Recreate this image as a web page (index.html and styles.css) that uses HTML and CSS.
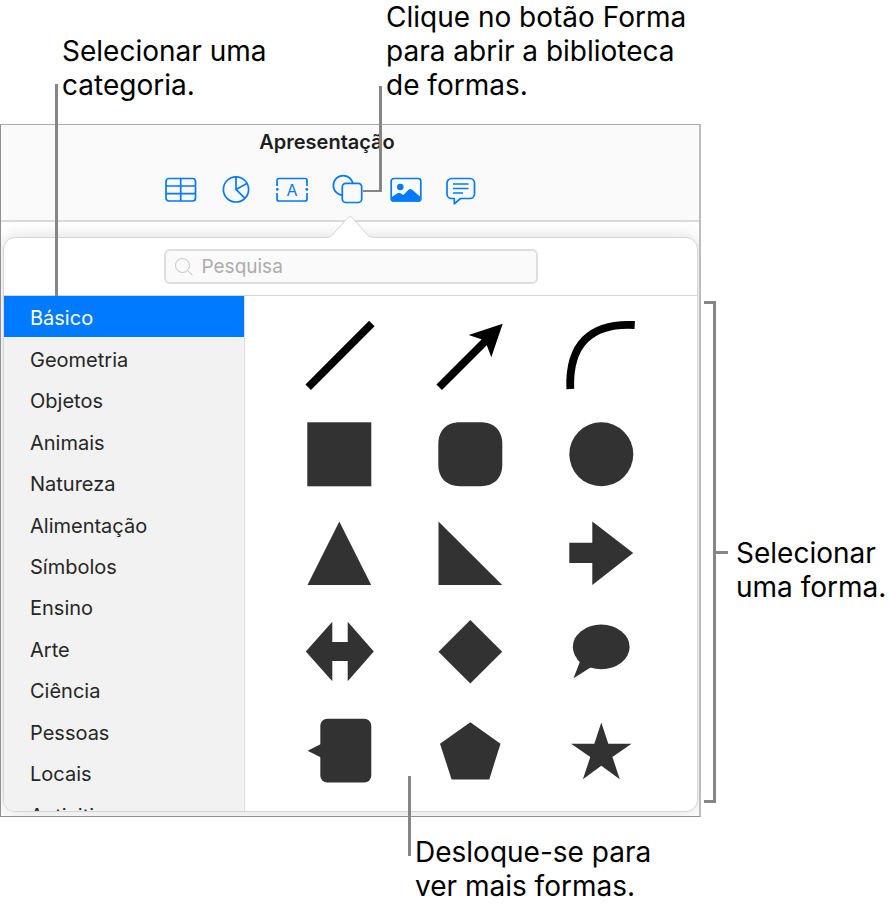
FILE: index.html
```html
<!DOCTYPE html>
<html lang="pt">
<head>
    <meta charset="utf-8">
    <title>Apresentação</title>
    <link rel="stylesheet" href="styles.css">
</head>
<body>
    <div class="figure">
        <div class="top-notes">
            <p class="note note-category">Selecionar uma<br>categoria.</p>
            <p class="note note-shape">Clique no botão Forma<br>para abrir a biblioteca<br>de formas.</p>
        </div>

        <div class="window">
            <header class="header">
                <h1 class="title">Apresentação</h1>
                <div class="toolbar">
                    <button type="button" class="tool" aria-label="Tabela">
                        <svg viewBox="0 0 34 32">
                            <rect x="2" y="4.5" width="29.5" height="22.5" rx="3"/>
                            <path d="M2 12H31.5M2 19.6H31.5M16.7 4.5V27"/>
                        </svg>
                    </button>
                    <button type="button" class="tool" aria-label="Gráfico">
                        <svg viewBox="0 0 34 32">
                            <circle cx="16" cy="15.4" r="12.6"/>
                            <path d="M16 2.8V15.4L27.3 9.3M16 15.4L25 24.4"/>
                        </svg>
                    </button>
                    <button type="button" class="tool" aria-label="Texto">
                        <svg viewBox="0 0 34 32">
                            <path d="M1 12V6.5a2 2 0 0 1 2-2H29a2 2 0 0 1 2 2V12M1 19V25a2 2 0 0 0 2 2H29a2 2 0 0 0 2-2V19"/>
                            <circle class="solid" cx="1.3" cy="15.4" r="1.4"/>
                            <circle class="solid" cx="30.8" cy="15.4" r="1.4"/>
                            <text x="16" y="22" text-anchor="middle">A</text>
                        </svg>
                    </button>
                    <button type="button" class="tool" aria-label="Forma">
                        <svg viewBox="0 0 34 32">
                            <circle cx="11.2" cy="11.4" r="9.8"/>
                            <rect class="front" x="10.3" y="9.3" width="19.4" height="19.2" rx="3.5"/>
                        </svg>
                    </button>
                    <button type="button" class="tool" aria-label="Multimédia">
                        <svg viewBox="0 0 34 32">
                            <rect x="3.2" y="4.5" width="29.6" height="22.5" rx="2.5"/>
                            <circle class="solid" cx="12.3" cy="13" r="3.3"/>
                            <path class="solid" d="M3 23.5L9.6 19.2Q11 18.2 12.4 19.2L15.3 21L20.5 15.8Q22.3 14.2 24.2 15.7L33 23.5V25a2 2 0 0 1-2 2.5H5a2 2 0 0 1-2-2.5Z"/>
                        </svg>
                    </button>
                    <button type="button" class="tool" aria-label="Comentário">
                        <svg viewBox="0 0 34 32">
                            <path d="M7.5 4.5H26a4.5 4.5 0 0 1 4.5 4.5V20A4.5 4.5 0 0 1 26 24.5H16.5L10.3 29.8V24.5H7.5A4.5 4.5 0 0 1 3 20V9A4.5 4.5 0 0 1 7.5 4.5Z"/>
                            <path d="M9 10H24.5M9 14.5H24.5M9 19H19"/>
                        </svg>
                    </button>
                </div>
            </header>

            <div class="popover">
                <svg class="popover-arrow" viewBox="0 0 52 24">
                    <path d="M0 22.5C8 22.5 8 20 12 16L23 3.5Q26 0 29 3.5L40 16C44 20 44 22.5 52 22.5V24H0Z"/>
                    <path class="outline" d="M0 22.5C8 22.5 8 20 12 16L23 3.5Q26 0 29 3.5L40 16C44 20 44 22.5 52 22.5"/>
                </svg>
                <div class="search-bar">
                    <label class="search">
                        <svg viewBox="0 0 18 18">
                            <circle cx="7.5" cy="7.5" r="7"/>
                            <path d="M12.5 12.5L17.5 17.5"/>
                        </svg>
                        <input type="text" placeholder="Pesquisa" aria-label="Pesquisa">
                    </label>
                </div>
                <div class="library">
                    <nav class="sidebar">
                        <ul class="categories">
                            <li><button type="button" class="selected">Básico</button></li>
                            <li><button type="button">Geometria</button></li>
                            <li><button type="button">Objetos</button></li>
                            <li><button type="button">Animais</button></li>
                            <li><button type="button">Natureza</button></li>
                            <li><button type="button">Alimentação</button></li>
                            <li><button type="button">Símbolos</button></li>
                            <li><button type="button">Ensino</button></li>
                            <li><button type="button">Arte</button></li>
                            <li><button type="button">Ciência</button></li>
                            <li><button type="button">Pessoas</button></li>
                            <li><button type="button">Locais</button></li>
                            <li><button type="button">Activities</button></li>
                        </ul>
                    </nav>
                    <div class="shapes">
                        <button type="button" aria-label="Linha">
                            <svg viewBox="0 0 73 73"><path class="stroke" d="M6.2 68.2L69.8 4.5"/></svg>
                        </button>
                        <button type="button" aria-label="Linha com seta">
                            <svg viewBox="0 0 73 73">
                                <path class="stroke" d="M6.2 68.2L52 22.4"/>
                                <path class="black" d="M69.7 4.7L35.7 16L48.3 20.3L53.7 26L58.3 38.3Z"/>
                            </svg>
                        </button>
                        <button type="button" aria-label="Linha curva">
                            <svg viewBox="0 0 73 73"><path class="stroke" d="M6.3 70C4.5 26 26 3.5 70.7 6"/></svg>
                        </button>
                        <button type="button" aria-label="Quadrado">
                            <svg viewBox="0 0 73 73"><rect x="5.3" y="4.3" width="64" height="64"/></svg>
                        </button>
                        <button type="button" aria-label="Quadrado arredondado">
                            <svg viewBox="0 0 73 73"><path d="M27 4.3H47.6C61 4.3 69.3 12.6 69.3 26V46.6C69.3 60 61 68.3 47.6 68.3H27C13.6 68.3 5.3 60 5.3 46.6V26C5.3 12.6 13.6 4.3 27 4.3Z"/></svg>
                        </button>
                        <button type="button" aria-label="Círculo">
                            <svg viewBox="0 0 73 73"><circle cx="37.3" cy="36.3" r="32"/></svg>
                        </button>
                        <button type="button" aria-label="Triângulo">
                            <svg viewBox="0 0 73 73"><path d="M37.3 4.5L69.2 68H5.5Z"/></svg>
                        </button>
                        <button type="button" aria-label="Triângulo retângulo">
                            <svg viewBox="0 0 73 73"><path d="M5.5 4.5L69.2 68H5.5Z"/></svg>
                        </button>
                        <button type="button" aria-label="Seta">
                            <svg viewBox="0 0 73 73"><path d="M5.3 25.7H28.3V4.5L69.2 36L28.3 67.9V46H5.3Z"/></svg>
                        </button>
                        <button type="button" aria-label="Seta dupla">
                            <svg viewBox="0 0 73 73"><path d="M3.8 35.4L30.3 5.8V26H45.7V5.8L71.8 35.4L45.7 65.2V45H30.3V65.2Z"/></svg>
                        </button>
                        <button type="button" aria-label="Losango">
                            <svg viewBox="0 0 73 73"><path d="M37.3 4L69.2 35.7L37.3 67.5L5.5 35.7Z"/></svg>
                        </button>
                        <button type="button" aria-label="Balão de fala">
                            <svg viewBox="0 0 73 73">
                                <ellipse cx="37.2" cy="30.9" rx="28.4" ry="22.3"/>
                                <path d="M13 43L15.8 46L9.5 62.2L27 51.3L32 40Z"/>
                            </svg>
                        </button>
                        <button type="button" aria-label="Chamada">
                            <svg viewBox="0 0 73 73">
                                <rect x="18.3" y="3.7" width="51" height="63.8" rx="7"/>
                                <path d="M5.6 35.7L19 29V42.4Z"/>
                            </svg>
                        </button>
                        <button type="button" aria-label="Pentágono">
                            <svg viewBox="0 0 73 73"><path d="M37.3 7.2L67.5 28.7L56.3 64.4H18.6L7 28.7Z"/></svg>
                        </button>
                        <button type="button" aria-label="Estrela">
                            <svg viewBox="0 0 73 73"><path d="M37.3 7.4L44.3 28.7H67.5L48.4 42L55.8 64.2L37.3 50.7L18.9 64.2L26.3 42L7.1 28.7H30.3Z"/></svg>
                        </button>
                    </div>
                </div>
            </div>
        </div>

        <div class="side-note">
            <span class="bracket"></span>
            <span class="tick"></span>
            <p class="note">Selecionar<br>uma forma.</p>
        </div>

        <p class="note note-scroll">Desloque-se para<br>ver mais formas.</p>
    </div>
</body>
</html>
```
FILE: styles.css
```css
* {
    box-sizing: border-box;
}

body {
    margin: 0;
    background: #fff;
    color: #000;
    font-family: Inter, "Liberation Sans", sans-serif;
}

button {
    margin: 0;
    padding: 0;
    border: none;
    background: none;
    font: inherit;
    cursor: pointer;
}

.figure {
    display: grid;
    grid-template-columns: minmax(0, 1fr) 190px;
}

/* callout texts */
.note {
    position: relative;
    margin: 0;
    font-size: 28px;
    line-height: 34px;
    white-space: nowrap;
}

.top-notes {
    grid-column: 1 / -1;
    display: flex;
    align-items: flex-end;
    padding: 0 0 22px 62px;
}

.note-category {
    flex: 0 0 324px;
}

/* leader lines run from the notes over the window */
.note-category::before,
.note-shape::before,
.note-scroll::before {
    content: "";
    position: absolute;
    z-index: 2;
    background: #868686;
}

.note-category::before {
    left: -7px;
    top: 50px;
    width: 3px;
    height: 212px;
}

.note-shape::before {
    left: -23px;
    top: 86px;
    width: 16px;
    height: 104px;
    background: none;
    border-right: 3px solid #868686;
    border-bottom: 2px solid #868686;
}

.note-scroll {
    margin: 18px 0 0 415px;
}

.note-scroll::before {
    left: -7px;
    top: -59px;
    width: 3px;
    height: 80px;
}

.side-note {
    display: flex;
    align-items: center;
    padding: 177px 0 14px 3px;
}

.side-note .note {
    margin: 36px 0 0 8px;
}

.bracket {
    align-self: stretch;
    width: 12px;
    border: 3px solid #868686;
    border-left: none;
}

.tick {
    width: 12px;
    height: 3px;
    background: #868686;
}

/* window */
.window {
    border: 1px solid #919191;
    border-top-color: #adadad;
    border-right: 2px solid #bdbdbd;
    overflow: hidden;
}

.header {
    height: 97px;
    padding-top: 5px;
    background: #fafafa;
    border-bottom: 2px solid #dadada;
}

.title {
    margin: 0;
    padding-right: 46px;
    font-size: 20px;
    font-weight: 600;
    line-height: 24px;
    text-align: center;
    color: #1d1d1f;
}

.toolbar {
    display: flex;
    gap: 22px;
    padding: 20px 0 0 163px;
}

.tool {
    width: 34px;
    height: 32px;
}

.tool svg {
    display: block;
    fill: none;
    stroke: #007aff;
    stroke-width: 1.7;
    stroke-linejoin: round;
}

.tool .solid,
.tool text {
    fill: #007aff;
    stroke: none;
}

.tool text {
    font-size: 16px;
}

.tool .front {
    fill: #fafafa;
}

/* popover */
.popover {
    position: relative;
    margin: 15px 1px 4px 2px;
    background: #fff;
    border: 1px solid #d6d6d6;
    border-radius: 12px;
    box-shadow: 0 0 18px rgba(0, 0, 0, 0.14);
}

.popover-arrow {
    position: absolute;
    left: 320px;
    top: -23px;
    width: 52px;
    height: 24px;
    fill: #fff;
}

.popover-arrow .outline {
    fill: none;
    stroke: #d6d6d6;
    stroke-width: 1;
}

.search-bar {
    display: flex;
    justify-content: center;
    padding: 11px 0;
    border-bottom: 1px solid #d4d4d4;
}

.search {
    display: flex;
    align-items: center;
    gap: 9px;
    width: 374px;
    height: 35px;
    padding: 0 9px;
    background: #fafafa;
    border: 2px solid #dedede;
    border-radius: 6px;
}

.search svg {
    flex: none;
    width: 18px;
    height: 18px;
    fill: none;
    stroke: #c4c4c4;
}

.search input {
    flex: 1;
    min-width: 0;
    padding: 0;
    border: none;
    outline: none;
    background: none;
    font: inherit;
    font-size: 19px;
}

.search input::placeholder {
    color: #acacac;
}

.library {
    display: flex;
    height: 515px;
}

.sidebar {
    flex: 0 0 241px;
    overflow: hidden;
    background: #f2f2f2;
    border-right: 1px solid #dcdcdc;
    border-bottom-left-radius: 11px;
}

.categories {
    display: grid;
    grid-auto-rows: 1fr;
    height: 539px;
    margin: 0;
    padding: 0;
    list-style: none;
}

.categories button {
    display: block;
    width: 100%;
    height: 100%;
    padding: 3px 26px 0;
    text-align: left;
    font-size: 20px;
    color: #262626;
}

.categories .selected {
    background: #007aff;
    color: #fff;
}

.shapes {
    flex: 1;
    display: grid;
    grid-template-columns: repeat(3, 1fr);
    grid-auto-rows: 99px;
    padding: 10px 31px 0 28px;
}

.shapes svg {
    display: block;
    width: 73px;
    height: 73px;
    margin: 0 auto;
    fill: #323232;
}

.shapes .stroke {
    fill: none;
    stroke: #000;
    stroke-width: 7.8;
}

.shapes .black {
    fill: #000;
}
```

+ + +

▶ **Requirement**
Check each line above for the word "index" and give the number of lines that have it, nothing else.

▶ **Finished exercise**
3